Position the Home for the Right Buyer

Willowdale’s household mix gives sellers an important clue: your presentation should match the likely audience for your property. A family-oriented home may benefit from a clear sense of room function, practical storage, and everyday livability. A condo or low-maintenance property may connect better when it emphasizes move-in readiness and simplicity.

The City data also points to a large first-generation population in the area. Clear documentation, straightforward communication, and a transparent process can help create confidence for buyers who are comparing options carefully. In a mixed market, clarity is part of the marketing.


Presentation Still Matters

Even in a price-sensitive environment, buyers respond to homes that feel polished and cared for. That does not mean every seller needs a full renovation before listing. It does mean your home should feel intentional, well-presented, and easy to understand from the moment buyers see the photos to the moment they walk through the door.

This is where strategic home preparation can make a real difference. Strong staging, thoughtful photography, and a clean property story can help buyers see value more quickly. In a neighbourhood where product types vary so much, that extra clarity can help your home stand apart.


Plan for Timing Beyond the Listing Date

Your listing date is only one part of the timeline. RECO also advises sellers to budget for closing costs and have a contingency plan if the sale and purchase dates do not line up. That is especially important if you are both selling and buying in the same cycle.

A strong plan should consider:

  • when your home will be ready for market
  • how showings will fit into your routine
  • what documents need to be prepared in advance
  • how flexible you can be on closing
  • what your next move looks like if timelines shift

This kind of planning reduces stress and helps you make clearer decisions when offers arrive. In many cases, the smoothest sales come from preparation behind the scenes, not just a strong first weekend on market.

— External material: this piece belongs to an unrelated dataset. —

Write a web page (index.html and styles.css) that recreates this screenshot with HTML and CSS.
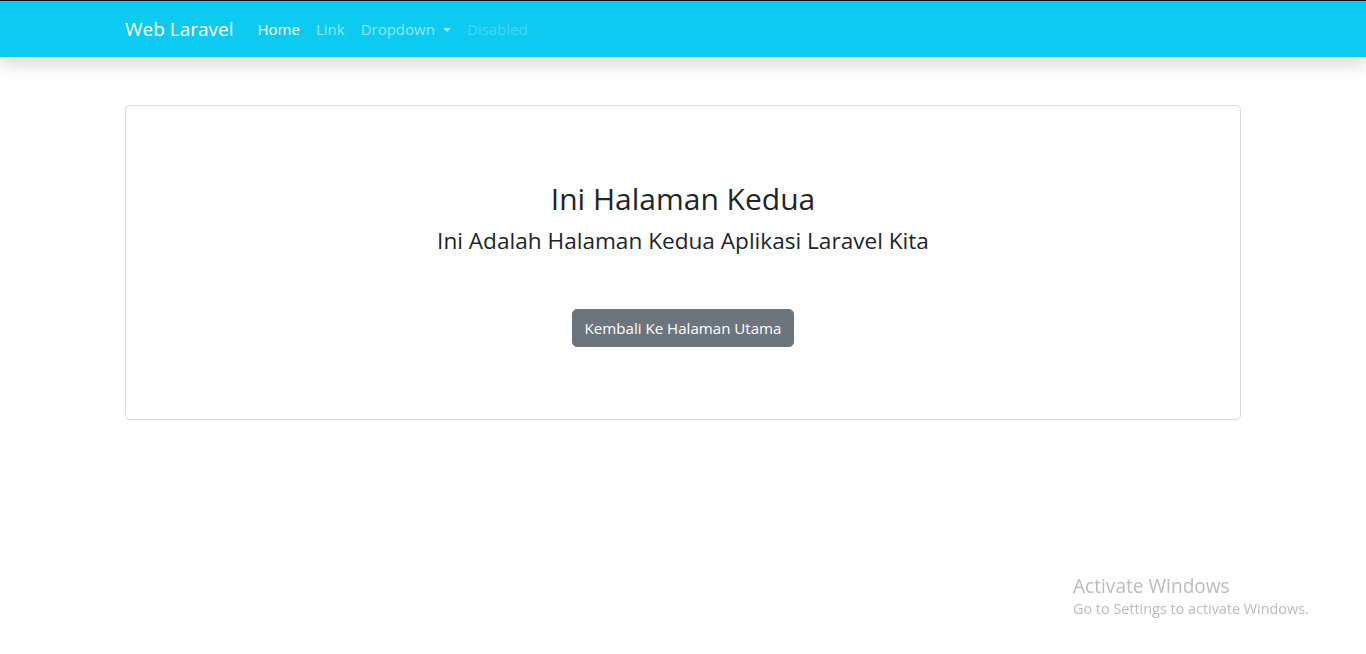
FILE: index.html
```html
<!DOCTYPE html>
<html lang="id">
<head>
<meta charset="utf-8">
<title>Web Laravel</title>
<link rel="stylesheet" href="styles.css">
</head>
<body>
<nav class="navbar">
  <div class="container nav-inner">
    <a class="brand" href="#">Web Laravel</a>
    <ul class="nav">
      <li><a class="nav-link active" href="#">Home</a></li>
      <li><a class="nav-link" href="#">Link</a></li>
      <li><a class="nav-link dropdown" href="#">Dropdown<span class="caret"></span></a></li>
      <li><a class="nav-link disabled" href="#">Disabled</a></li>
    </ul>
  </div>
</nav>
<main class="container main">
  <div class="card">
    <div class="card-body">
      <h1 class="title">Ini Halaman Kedua</h1>
      <h4 class="subtitle">Ini Adalah Halaman Kedua Aplikasi Laravel Kita</h4>
      <a class="btn" href="#">Kembali Ke Halaman Utama</a>
    </div>
  </div>
</main>
<div class="watermark">
  <div class="wm-title">Activate Windows</div>
  <div class="wm-sub">Go to Settings to activate Windows.</div>
</div>
</body>
</html>
```
FILE: styles.css
```css
* { box-sizing: border-box; }
html, body { margin: 0; padding: 0; }
body {
  font-family: "Open Sans", "Noto Sans", "Liberation Sans", sans-serif;
  font-size: 16px;
  line-height: 1.5;
  color: #212529;
  background: #fff;
}
.container {
  max-width: 1140px;
  margin: 0 auto;
  padding: 0 12px;
}
.navbar {
  border-top: 1px solid #111;
  background: #0dcaf0;
  height: 57px;
  padding: 8px 0;
  box-shadow: 0 8px 16px rgba(0, 0, 0, 0.15);
  position: relative;
  z-index: 1;
}
.nav-inner {
  display: flex;
  align-items: center;
}
.brand {
  font-size: 19px;
  line-height: 30px;
  padding: 5px 0;
  margin-right: 16px;
  color: #fff;
  text-decoration: none;
}
.nav {
  display: flex;
  list-style: none;
  margin: 0;
  padding: 0;
}
.nav-link {
  display: block;
  padding: 8px;
  font-size: 15px;
  line-height: 24px;
  color: rgba(255, 255, 255, 0.55);
  text-decoration: none;
}
.nav-link.active { color: #fff; }
.nav-link.disabled { color: rgba(255, 255, 255, 0.25); }
.caret {
  display: inline-block;
  margin-left: 8px;
  vertical-align: 3px;
  border-top: 4.5px solid rgba(255, 255, 255, 0.6);
  border-left: 4px solid transparent;
  border-right: 4px solid transparent;
}
.main { padding-top: 48px; }
.card {
  border: 1px solid rgba(0, 0, 0, 0.15);
  border-radius: 5px;
  background: #fff;
}
.card-body {
  padding: 73px 16px 72px;
  text-align: center;
}
.title {
  margin: 0;
  font-size: 30px;
  font-weight: 400;
  line-height: 40px;
}
.subtitle {
  margin: 8px 0 0;
  font-size: 22.6px;
  font-weight: 400;
  line-height: 28px;
}
.btn {
  display: inline-block;
  margin-top: 54px;
  padding: 6px 12px;
  font-size: 15.1px;
  line-height: 24px;
  color: #fff;
  background: #6c757d;
  border: 1px solid #6c757d;
  border-radius: 5px;
  text-decoration: none;
}
.watermark {
  position: fixed;
  left: 1073px;
  top: 573px;
  color: rgba(160, 160, 160, 0.7);
  font-family: "Open Sans", "Noto Sans", sans-serif;
}
.wm-title { font-size: 19.1px; line-height: 26px; }
.wm-sub { font-size: 14.4px; line-height: 20px; }
```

A Successful Willowdale Sale Is About Precision

Selling in Willowdale is not just about listing at the right time. It is about understanding what kind of property you own, what kind of buyer is most likely to respond, and what proof points will help that buyer feel comfortable moving forward. In a neighbourhood with condos, detached homes, original properties, and custom rebuilds all in the mix, precision matters.

When your pricing is disciplined, your paperwork is ready, and your presentation matches the market, you put yourself in a much stronger position. That is the kind of planning that helps turn interest into serious offers.

If you are preparing for a move in Willowdale, Shaheen & Company can help you build a sale strategy with the local insight, polished preparation, and calm guidance today’s market demands.


FAQs

What makes selling a home in Willowdale different from other Toronto areas?

  • Willowdale has a mixed housing stock that includes many high-rise condos, detached homes, and newer rebuilds, so pricing and marketing need to match your specific property type rather than rely on broad area averages.

Is now a good time to sell a home in Willowdale?

  • Current GTA data shows buyers are active and new listings are down year over year, but prices remain below last year, which means strong preparation and disciplined pricing matter more than waiting for a market jump.

What should Willowdale sellers prepare before listing?

  • It helps to have accurate listing details, renovation records, receipts or invoices supporting upgrades, a plan for showings and closing costs, and, if helpful for your property, a pre-listing inspection.

Should a Willowdale condo seller get a status certificate before listing?

  • Yes, having the status certificate ready early can help buyers review key building and financial details more smoothly and may reduce delays during due diligence.

Do detached homes and condos in Willowdale need different sale strategies?

  • Yes, detached homes are often judged on lot, layout, condition, and future potential, while condos are more often compared on fees, building condition, and status certificate details.